Neste primeiro round parece que o Israel pragmático, racional, secular prevaleceu dolorosamente sobre o Israel fanático. Mas não esqueçamos de que este é apenas o primeiro round. Os colonos e os outros israelitas como nós podem sentir-se orgulhosos com o facto de, ao contrário de muitas guerras sangrentas entre a Igreja e o Estado em vários países, ao longo da História, o primeiro round em Gaza ter sido violento mas não mortífero. Houve muita fúria e ruído mas não massacre. As outras fases serão assim? Será assim quando chegar a altura de desistir da Cisjordânia e de Jerusalém Oriental em troca da paz com os palestinianos? Estas questões dependem não só dos israelitas, religiosos e laicos, "falcões" e "pombas", da esquerda e da direita.
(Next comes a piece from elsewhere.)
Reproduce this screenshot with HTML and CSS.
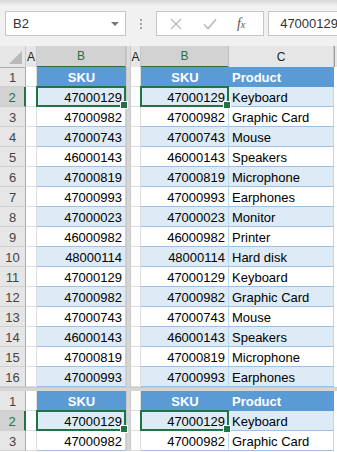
FILE: index.html
```html
<!DOCTYPE html>
<html lang="en">
<head>
  <meta charset="UTF-8">
  <meta name="viewport" content="width=device-width, initial-scale=1.0">
  <title>SKU split panes</title>
  <link rel="stylesheet" href="styles.css">
</head>
<body>
  <div class="toolbar">
    <div class="namebox">
      <span>B2</span>
      <span class="drop"></span>
    </div>
    <div class="grip"><i></i><i></i><i></i></div>
    <div class="fxbox">
      <svg width="12" height="12" viewBox="0 0 12 12"><path d="M1 1 L11 11 M11 1 L1 11" stroke="#b8b8b8" stroke-width="1.3" fill="none"/></svg>
      <svg width="14" height="12" viewBox="0 0 14 12"><path d="M1 6.5 L5 10.5 L13 1.5" stroke="#b8b8b8" stroke-width="1.6" fill="none"/></svg>
      <span class="fx">f<small>x</small></span>
    </div>
    <div class="formula">47000129</div>
  </div>

  <div class="sheet">
    <div class="row colhead">
      <div class="corner"><span class="tri"></span></div>
      <div class="ch">A</div>
      <div class="ch sel">B</div>
      <div class="vs"></div>
      <div class="ch">A</div>
      <div class="ch sel">B</div>
      <div class="ch">C</div>
      <div class="ch end"></div>
    </div>

    <div class="row">
      <div class="rh">1</div><div class="c a"></div><div class="c th ctr">SKU</div><div class="vs"></div><div class="c a"></div><div class="c th ctr">SKU</div><div class="c th">Product</div><div class="c e"></div>
    </div>
    <div class="row band cur">
      <div class="rh">2</div><div class="c a"></div><div class="c t n pick">47000129</div><div class="vs"></div><div class="c a"></div><div class="c t n pick">47000129</div><div class="c t">Keyboard</div><div class="c e"></div>
    </div>
    <div class="row">
      <div class="rh">3</div><div class="c a"></div><div class="c t n">47000982</div><div class="vs"></div><div class="c a"></div><div class="c t n">47000982</div><div class="c t">Graphic Card</div><div class="c e"></div>
    </div>
    <div class="row band">
      <div class="rh">4</div><div class="c a"></div><div class="c t n">47000743</div><div class="vs"></div><div class="c a"></div><div class="c t n">47000743</div><div class="c t">Mouse</div><div class="c e"></div>
    </div>
    <div class="row">
      <div class="rh">5</div><div class="c a"></div><div class="c t n">46000143</div><div class="vs"></div><div class="c a"></div><div class="c t n">46000143</div><div class="c t">Speakers</div><div class="c e"></div>
    </div>
    <div class="row band">
      <div class="rh">6</div><div class="c a"></div><div class="c t n">47000819</div><div class="vs"></div><div class="c a"></div><div class="c t n">47000819</div><div class="c t">Microphone</div><div class="c e"></div>
    </div>
    <div class="row">
      <div class="rh">7</div><div class="c a"></div><div class="c t n">47000993</div><div class="vs"></div><div class="c a"></div><div class="c t n">47000993</div><div class="c t">Earphones</div><div class="c e"></div>
    </div>
    <div class="row band">
      <div class="rh">8</div><div class="c a"></div><div class="c t n">47000023</div><div class="vs"></div><div class="c a"></div><div class="c t n">47000023</div><div class="c t">Monitor</div><div class="c e"></div>
    </div>
    <div class="row">
      <div class="rh">9</div><div class="c a"></div><div class="c t n">46000982</div><div class="vs"></div><div class="c a"></div><div class="c t n">46000982</div><div class="c t">Printer</div><div class="c e"></div>
    </div>
    <div class="row band">
      <div class="rh">10</div><div class="c a"></div><div class="c t n">48000114</div><div class="vs"></div><div class="c a"></div><div class="c t n">48000114</div><div class="c t">Hard disk</div><div class="c e"></div>
    </div>
    <div class="row">
      <div class="rh">11</div><div class="c a"></div><div class="c t n">47000129</div><div class="vs"></div><div class="c a"></div><div class="c t n">47000129</div><div class="c t">Keyboard</div><div class="c e"></div>
    </div>
    <div class="row band">
      <div class="rh">12</div><div class="c a"></div><div class="c t n">47000982</div><div class="vs"></div><div class="c a"></div><div class="c t n">47000982</div><div class="c t">Graphic Card</div><div class="c e"></div>
    </div>
    <div class="row">
      <div class="rh">13</div><div class="c a"></div><div class="c t n">47000743</div><div class="vs"></div><div class="c a"></div><div class="c t n">47000743</div><div class="c t">Mouse</div><div class="c e"></div>
    </div>
    <div class="row band">
      <div class="rh">14</div><div class="c a"></div><div class="c t n">46000143</div><div class="vs"></div><div class="c a"></div><div class="c t n">46000143</div><div class="c t">Speakers</div><div class="c e"></div>
    </div>
    <div class="row">
      <div class="rh">15</div><div class="c a"></div><div class="c t n">47000819</div><div class="vs"></div><div class="c a"></div><div class="c t n">47000819</div><div class="c t">Microphone</div><div class="c e"></div>
    </div>
    <div class="row band">
      <div class="rh">16</div><div class="c a"></div><div class="c t n">47000993</div><div class="vs"></div><div class="c a"></div><div class="c t n">47000993</div><div class="c t">Earphones</div><div class="c e"></div>
    </div>

    <div class="hs"></div>

    <div class="row">
      <div class="rh">1</div><div class="c a"></div><div class="c th ctr">SKU</div><div class="vs"></div><div class="c a"></div><div class="c th ctr">SKU</div><div class="c th">Product</div><div class="c e"></div>
    </div>
    <div class="row band cur">
      <div class="rh">2</div><div class="c a"></div><div class="c t n pick">47000129</div><div class="vs"></div><div class="c a"></div><div class="c t n pick">47000129</div><div class="c t">Keyboard</div><div class="c e"></div>
    </div>
    <div class="row">
      <div class="rh">3</div><div class="c a"></div><div class="c t n">47000982</div><div class="vs"></div><div class="c a"></div><div class="c t n">47000982</div><div class="c t">Graphic Card</div><div class="c e"></div>
    </div>
  </div>
</body>
</html>
```

FILE: styles.css
```css
* {
  margin: 0;
  padding: 0;
  box-sizing: border-box;
}
body {
  font-family: "Liberation Sans", Arial, sans-serif;
  background-color: #fff;
  overflow: hidden;
  color: #000;
}

/* formula bar */
.toolbar {
  height: 46px;
  display: flex;
  align-items: flex-start;
  padding: 11px 0 0 5px;
  background: linear-gradient(#d6d6d6, #f1f1f1 6px, #f1f1f1);
}
.namebox {
  width: 122px;
  height: 25px;
  background-color: #fff;
  border: 1px solid #c6c6c6;
  display: flex;
  align-items: center;
  justify-content: space-between;
  padding: 0 6px 0 7px;
  font-size: 13px;
  color: #333;
}
.drop {
  width: 0;
  height: 0;
  border-left: 4px solid transparent;
  border-right: 4px solid transparent;
  border-top: 4px solid #777;
}
.grip {
  width: 30px;
  height: 25px;
  display: flex;
  flex-direction: column;
  align-items: center;
  justify-content: center;
  gap: 2px;
}
.grip i {
  display: block;
  width: 2px;
  height: 2px;
  background-color: #a6a6a6;
}
.fxbox {
  width: 109px;
  height: 25px;
  background-color: #fff;
  border: 1px solid #c6c6c6;
  display: flex;
  align-items: center;
  padding-left: 13px;
  gap: 21px;
}
.fx {
  font-family: "Liberation Serif", serif;
  font-style: italic;
  font-size: 14px;
  color: #555;
  margin-left: -1px;
}
.fx small {
  font-size: 10px;
}
.formula {
  flex: 1;
  height: 25px;
  margin-left: 4px;
  margin-right: -2px;
  background-color: #fff;
  border: 1px solid #c6c6c6;
  padding-left: 11px;
  font-size: 13px;
  line-height: 23px;
  color: #333;
}

/* grid */
.row {
  display: grid;
  grid-template-columns: 26px 11px 89px 5px 10px 88px 105px 3px;
  height: 20px;
}
.colhead {
  height: 21px;
  background-color: #e6e6e6;
}
.corner {
  position: relative;
  border-right: 1px solid #c8c8c8;
  border-bottom: 1px solid #ababab;
}
.tri {
  position: absolute;
  right: 3px;
  bottom: 3px;
  width: 0;
  height: 0;
  border-left: 13px solid transparent;
  border-bottom: 13px solid #b9b9b9;
}
.ch {
  font-size: 12px;
  text-align: center;
  line-height: 20px;
  padding-top: 1px;
  color: #222;
  border-right: 1px solid #c8c8c8;
  border-bottom: 1px solid #ababab;
}
.ch.sel {
  background-color: #d2d2d2;
  color: #217346;
  border-bottom: 2px solid #217346;
  border-right-color: #bdbdbd;
  line-height: 19px;
}
.ch.end {
  background-color: #e6e6e6;
  border-left: 1px solid #9f9f9f;
  border-right: none;
}
.vs {
  background-color: #d6d6d6;
  border-left: 1px solid #cacaca;
  border-right: 1px solid #cacaca;
}
.colhead .vs {
  background-color: #dcdcdc;
  border-bottom: 1px solid #ababab;
}
.hs {
  height: 4px;
  background-color: #d6d6d6;
  border-top: 1px solid #cacaca;
}
.rh {
  background-color: #e6e6e6;
  color: #444;
  font-size: 13px;
  text-align: center;
  line-height: 16px;
  padding-top: 3px;
  border-right: 1px solid #ababab;
  border-bottom: 1px solid #d0d0d0;
}
.cur .rh {
  background-color: #d2d2d2;
  color: #217346;
  border-right: 2px solid #217346;
}
.c {
  font-size: 13px;
  line-height: 16px;
  padding-top: 3px;
  white-space: nowrap;
  overflow: hidden;
}
.c.a, .c.e {
  background-color: #fff;
  border-right: 1px solid #dedede;
  border-bottom: 1px solid #dedede;
}
.c.e {
  border: none;
}
.c.th {
  background-color: #5b9bd5;
  color: #fff;
  font-weight: bold;
  padding-left: 3px;
  border-bottom: 1px solid #5b9bd5;
}
.c.th.ctr {
  text-align: center;
  padding-left: 0;
}
.c.t {
  padding-left: 3px;
  border-right: 1px solid #bdd7ee;
  border-bottom: 1px solid #9bc2e6;
  background-color: #fff;
}
.band .c.t {
  background-color: #ddebf7;
}
.c.n {
  text-align: right;
  padding-left: 0;
  padding-right: 3px;
}
.pick {
  position: relative;
  overflow: visible;
}
.pick::before {
  content: "";
  position: absolute;
  top: -1px;
  left: -1px;
  right: -1px;
  bottom: -1px;
  border: 2px solid #217346;
  z-index: 2;
}
.pick::after {
  content: "";
  position: absolute;
  right: -3px;
  bottom: -3px;
  width: 6px;
  height: 6px;
  background-color: #217346;
  border: 1px solid #fff;
  z-index: 3;
}
```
Estas questões dependem muito da resposta dos palestinianos. Será que os palestinianos olham para tudo isto como um corajoso passo de Israel em direcção a um compromisso histórico com eles? Irão eles retribuir dando passos corajosos em relação aos seus próprios fanáticos? Ou será que eles olham para os confrontos entre judeus e judeus como o primeiro síndroma da desintegração de Israel e vão tentar inflamar a situação interna israelita lançando uma nova vaga de violência e terrorismo?
Diz um velho provérbio árabe que "não se bate palmas só com uma mão". Muito vai depender do modo como os palestinianos interpretarão a luta entre judeus e judeus em Gaza.